When I was 12, I thought I was ready for sex. I was very sure about this.
I cannot begin to describe how much I was not a full adult at twelve. Twelve was the year I started to become an adult, but I was a baby adult. I was not a full grown-up, in readiness-for-sex maturity or any other kind of maturity. I didn't have a full conception of self, yet; and I didn't realize I didn't have it. I was so out of tune with everything.
Sex with other twelve-year-olds, OK. Sex with Ingrid, the girl in my class I loved obsessively and unrequitedly, specifically: sure! Why not. Fun. OK.

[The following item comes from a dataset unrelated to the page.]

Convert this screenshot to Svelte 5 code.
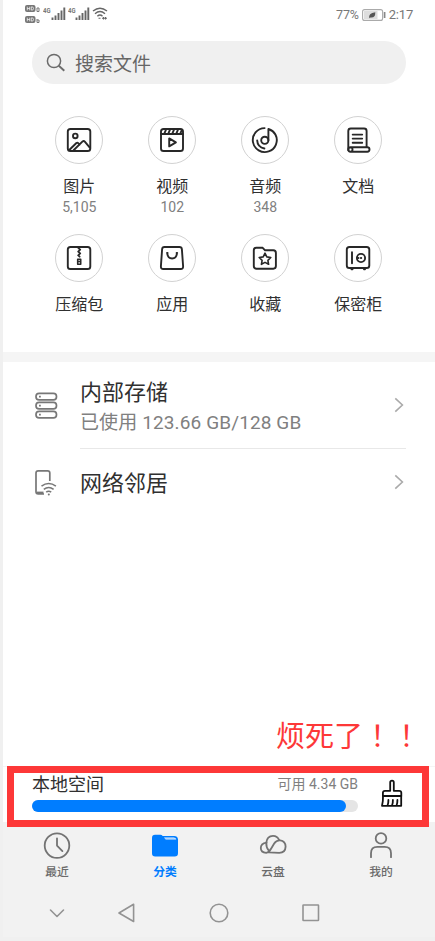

But... You know, I've never understood people who said "I'm not ready for sex". I've tried, but I've been unable to understand that viscerally as anything but a coding for "I'm afraid of sex". Because the notion that someone might be a fully-mature being, or mature enough to be able to see themselves as a not-fully-mature being, and not think, Okay, sex now! The reason I say that I wasn't ready to have sex at twelve is that, hey, at twelve I was a discombobulated mess. I didn't know myself coming or going; I had no actualized idea of self. I barely knew what I actually looked like. I fantasized nearly daily about sex, or love, or a relationship-- not just the physical details of sex, the body parts and the nerve endings, but simply having someone that would sit next to me, touch the back of my neck, trace the skin on my stomach as we lay together on the bed in the dark. But a lot of this was bound up in my conception of myself as an adult, a full and viable being, whereas I really...
really...
Dear Lord. I'm not going to finish this post, because it's turning into Baby-Lizard-is-a-fucked-up-ex-person, isn't it. I was about to type, quite innocently, that I wasn't a "real" person, an okay person, but instead a child, who must really still beg excuses for her not-grown-up mind; and the arrogance of thinking that I was complete and valid, whereas I really was not.
Okay! Shutting up now.
Why do you think it has to be about fear?